こうした審査手法は、「不動産担保主義」と「スタート・アップ企業に対する審査ノウハウの欠如」という大きな問題を惹き起こしました。前者(不動産担保主義)は、リスクテイキングという金融の役割の放棄に等しいとも言え、これまでに数々の悲劇を生み出しました。例えば、「増加運転資金」(売上げ増加に伴う運転資金)が必要となる企業で、経営者等が不動産を所有していないために、「担保がないから」という理由で融資を断られ、売上げが増加したにもかかわらず倒産したケース(いわゆる「黒字倒産」)はたくさんあります。

後者(スタート・アップ企業に対する審査ノウハウの欠如)について言えば、「存続・永続」(専門用語で「財政持久力」などと言うこともあります。)を最重視する立場からすれば、過去に「存続」した実績のない企業を評価しないのは当然の帰結であり、「スタート・アップ企業には貸せない」というのが金融機関の本音ではないかと言う見方もあるでしょう。ちなみに、ベンチャー・キャピタル(VC)の審査手法は、一般的な金融機関の審査手法とは全く違います。私の知る限り、VCは、「企業の存続可能性」という観点を余り重視しない代わり、「経営者の才覚」を最も重視する審査手法をとっています。成功するベンチャー企業は、一般人が考えもしないような切り口の事業を展開することが多いのですが、それが出来るのは、経営者が普通の・常識的な人物ではなく、ユニークな発想と実行力を持っているからであると考えられます。VCは、この点に着目しているわけです。

これに対し、金融機関の審査担当者からは、「自分たちもヒト(経営者)を重視している」という反論が出てくるものと思われます。確かに、久保田氏も、

経営者(ヒト)に会って、その言動や実績から、その会社の工場(モノ)の状況を推測し、あるいは財政状態(カネ)を思い浮かべます。」(前掲・p13)

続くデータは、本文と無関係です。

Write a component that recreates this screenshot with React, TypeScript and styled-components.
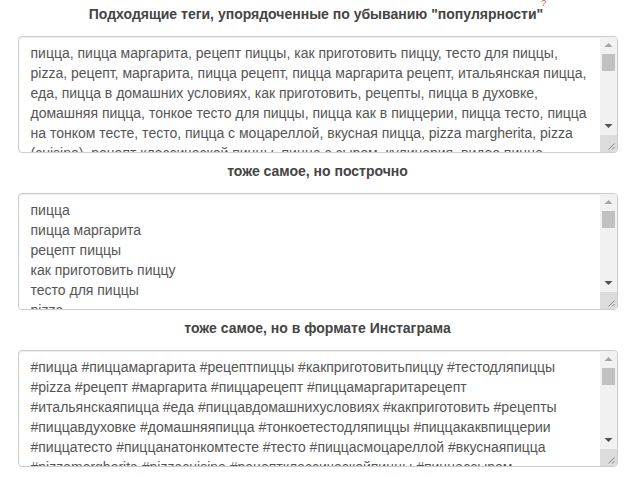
import styled, { createGlobalStyle } from 'styled-components';

const Global = createGlobalStyle`
  body {
    margin: 0;
    background: #fff;
    font-family: 'Liberation Sans', Arial, sans-serif;
  }
`;

const Page = styled.div`
  width: 600px;
  margin: 0 auto;
`;

const Section = styled.section`
  display: flex;
  flex-direction: column;
  margin-bottom: 8px;
`;

const Title = styled.h3`
  margin: 0 0 12px;
  font-size: 14px;
  line-height: 20px;
  font-weight: 700;
  color: #444;
  text-align: center;
`;

const Hint = styled.sup`
  position: relative;
  top: -7px;
  margin-left: -2px;
  font-size: 9px;
  font-weight: 400;
  color: #d9534f;
`;

const Field = styled.div`
  position: relative;
  height: 117px;
`;

const Area = styled.textarea`
  box-sizing: border-box;
  display: block;
  width: 100%;
  height: 100%;
  margin: 0;
  padding: 6px 29px 6px 12px;
  border: 1px solid #ccc;
  border-radius: 4px;
  box-shadow: inset 0 1px 1px rgba(0, 0, 0, 0.075);
  font-family: 'Liberation Sans', Arial, sans-serif;
  font-size: 14px;
  line-height: 20px;
  color: #555;
  background: #fff;
  resize: none;
  overflow: hidden;
  outline: none;
`;

/* fake scrollbar drawn over the right edge of the textarea */
const Bar = styled.div`
  position: absolute;
  top: 1px;
  right: 1px;
  bottom: 1px;
  width: 17px;
  display: flex;
  flex-direction: column;
  background: #f1f1f1;
  border-radius: 0 3px 3px 0;
  overflow: hidden;
`;

const Btn = styled.div`
  height: 17px;
  flex: none;
  display: flex;
  align-items: center;
  justify-content: center;
`;

const Track = styled.div`
  flex: 1;
  display: flex;
  flex-direction: column;
  align-items: center;
`;

const Thumb = styled.div`
  width: 13px;
  height: 17px;
  background: #c1c1c1;
`;

const Corner = styled.div`
  height: 17px;
  flex: none;
  background: #dcdcdc;
  display: flex;
  align-items: center;
  justify-content: center;
`;

function Scroll() {
  return (
    <Bar>
      <Btn>
        <svg width="9" height="6" viewBox="0 0 9 6">
          <path d="M0.5 5 L4.5 1 L8.5 5 Z" fill="#a3a3a3" />
        </svg>
      </Btn>
      <Track>
        <Thumb />
      </Track>
      <Btn>
        <svg width="9" height="6" viewBox="0 0 9 6">
          <path d="M0.5 1 L8.5 1 L4.5 5 Z" fill="#505050" />
        </svg>
      </Btn>
      <Corner>
        <svg width="17" height="17" viewBox="0 0 17 17">
          <path d="M14.5 8.5 L8.5 14.5 M14.5 12 L12 14.5" stroke="#888" strokeWidth="1" />
        </svg>
      </Corner>
    </Bar>
  );
}

const tags = [
  'пицца',
  'пицца маргарита',
  'рецепт пиццы',
  'как приготовить пиццу',
  'тесто для пиццы',
  'pizza',
  'рецепт',
  'маргарита',
  'пицца рецепт',
  'пицца маргарита рецепт',
  'итальянская пицца',
  'еда',
  'пицца в домашних условиях',
  'как приготовить',
  'рецепты',
  'пицца в духовке',
  'домашняя пицца',
  'тонкое тесто для пиццы',
  'пицца как в пиццерии',
  'пицца тесто',
  'пицца на тонком тесте',
  'тесто',
  'пицца с моцареллой',
  'вкусная пицца',
  'pizza margherita',
  'pizza (cuisine)',
  'рецепт классической пиццы',
  'пицца с сыром',
  'кулинария',
  'видео пицца',
  'пицца своими руками',
  'простой рецепт пиццы',
  'соус для пиццы',
  'пицца с помидорами',
  'пицца с базиликом',
  'неаполитанская пицца',
  'пицца на сковороде',
  'быстрая пицца',
  'дрожжевое тесто',
  'italian pizza',
  'homemade pizza',
  'pizza recipe',
];

const hashtags = tags
  .map((t) => '#' + t.replace(/[\s()]/g, ''))
  .join(' ');

export default function App() {
  return (
    <Page>
      <Global />
      <Section>
        <Title>
          Подходящие теги, упорядоченные по убыванию "популярности"
          <Hint>?</Hint>
        </Title>
        <Field>
          <Area readOnly value={tags.join(', ')} />
          <Scroll />
        </Field>
      </Section>
      <Section>
        <Title>тоже самое, но построчно</Title>
        <Field>
          <Area readOnly value={tags.join('\n')} />
          <Scroll />
        </Field>
      </Section>
      <Section>
        <Title>тоже самое, но в формате Инстаграма</Title>
        <Field>
          <Area readOnly value={hashtags} />
          <Scroll />
        </Field>
      </Section>
    </Page>
  );
}
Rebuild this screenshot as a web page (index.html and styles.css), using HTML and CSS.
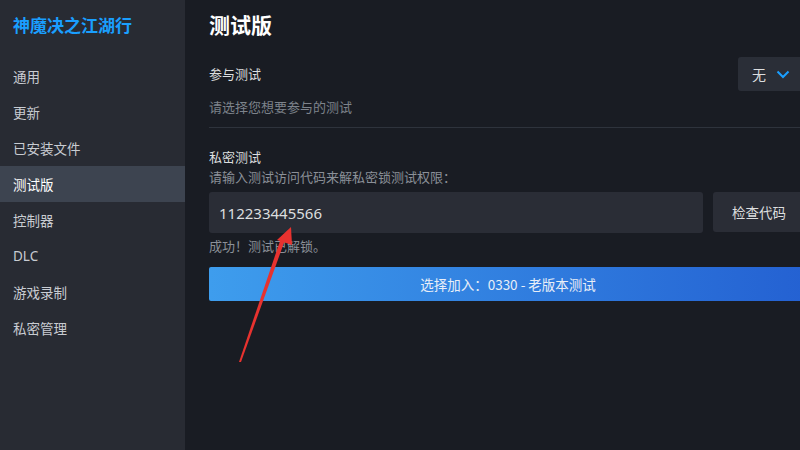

と述べています(ここで、「ヒト」という言葉を、経営法曹が「調達材としての労働者(労働力)」という意味で用いたのに対し、審査担当者は「経営者」という意味で用いているのは面白いところです。)。ところが、「経営者」を重視すると言っておきながら、「存続」(財政持久力)」こそが一番重要であると述べるのは、明らかに矛盾しています。なぜなら、「経営者」は、極端な話、次の瞬間にはこの世に存在しないかもしれないからです。実際、経営者の死・病気などによって倒産に至った企業は数知れません。

こうしてみると、やはり、企業の「存続・永続」を与信判断の最重要ポイントと位置づけたところに、根本的な問題があったのではないかと思われます。